EXCERPT: Pittsburgh had a lot of cemeteries. This particular one, All Saints Hollow, was one of the largest.
I didn’t much like the mausoleums.
When we drove by a cemetery, Auntie Jo said you’re always supposed to hold your breath to keep the spirits of the dead from finding you. I’m not sure why this rule didn’t apply when you were actually in the cemetery, but if it applied anywhere, it would be at the mausoleums. The air was still here. I pictured the dead peeking out from the cracks in the stone, bony hands ready to reach out and snatch unsuspecting little boys, pulling us into those squat structures, never to be seen again.
ABOUT THIS BOOK: After the loss of his parents, young Jack Thatch first met Stella as a child—this cryptic little girl of eight with dark hair and darker eyes, sitting alone on a bench in the cemetery clutching her favorite book. Gone moments later, the brief encounter would spark an obsession. She’d creep into his thoughts, his every waking moment, until he finally finds her again exactly one year later, sitting upon the same bench, only to disappear again soon after.
The body of a man found in an alley, every inch of his flesh horribly burned, yet his clothing completely untouched.
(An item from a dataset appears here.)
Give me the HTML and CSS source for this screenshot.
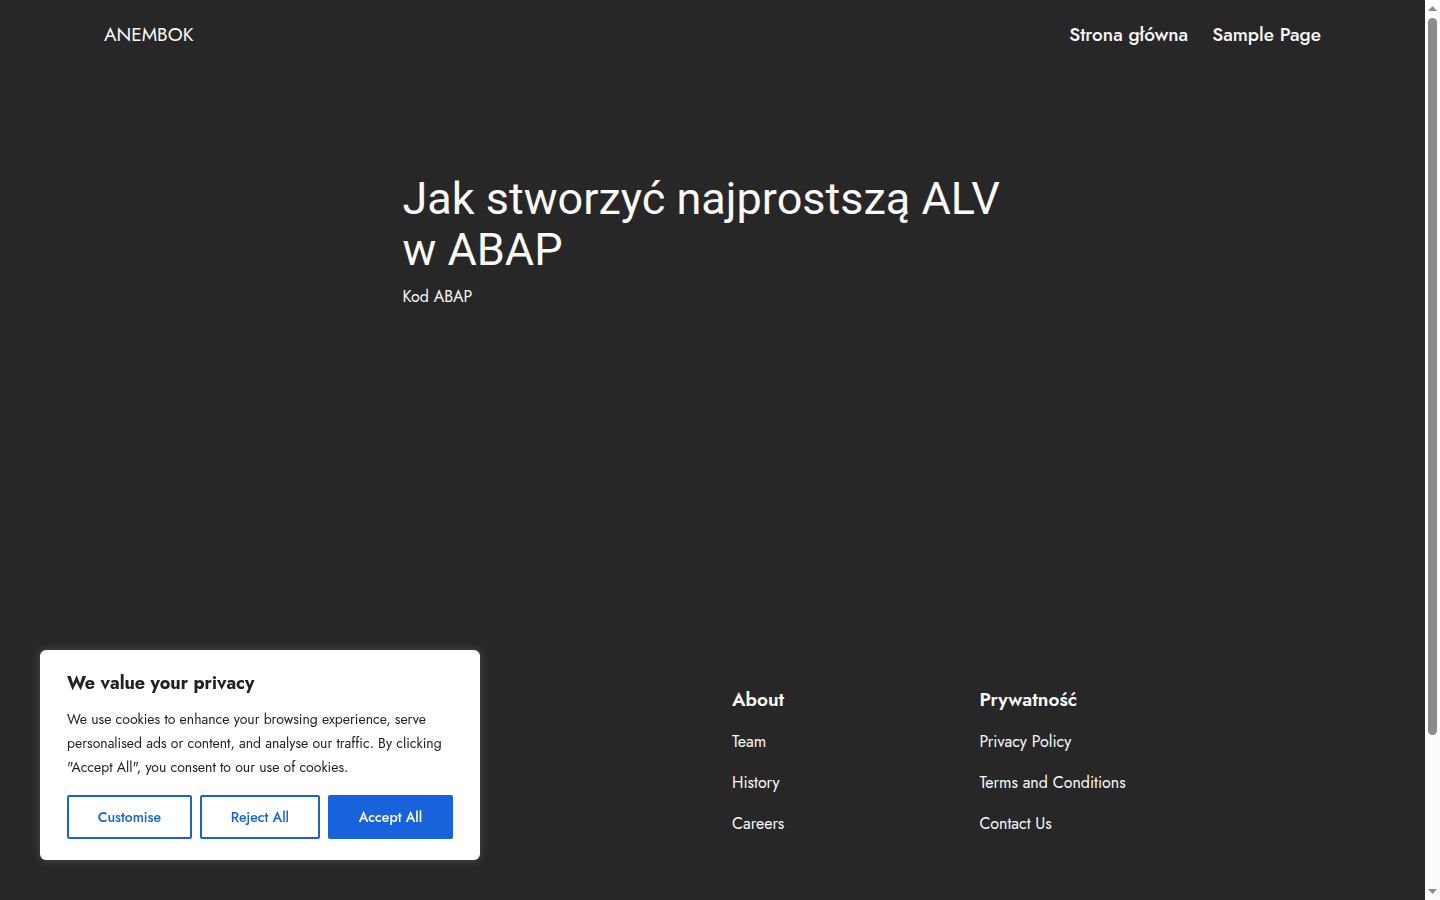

For Detective Faustino Brier, this wasn’t the first, and he knew it wouldn’t be the last. It was no different from the others. He’d find another just like it one year from today. August 9, to be exact.
Isolated and locked away from the world in a shadowy lab, a little boy known only as Subject “D” waits, grows, learns. He’s permitted to speak to no one. He has never known the touch of another. Harboring a power so horrific, those in control will never allow him beyond their walls.
All of them linked in ways unimaginable.
MY THOUGHTS: When I read the promotional blurb for this book, ‘SHE HAS A BROKEN THING WHERE HER HEART SHOULD BE conjures thoughts of early King and Koontz. A heart-pounding ride that creeps under your skin and will have you turning pages long into the night.’, I thought ‘Yeah, right.’ I had not been having a good run with my reading. Nothing seemed to satisfy me. But this did.
I was consumed by it. I woke in the early hours of the morning after dreaming of Jack and Stella, and cemeteries, and read through the remainder of the night until it was finished with me.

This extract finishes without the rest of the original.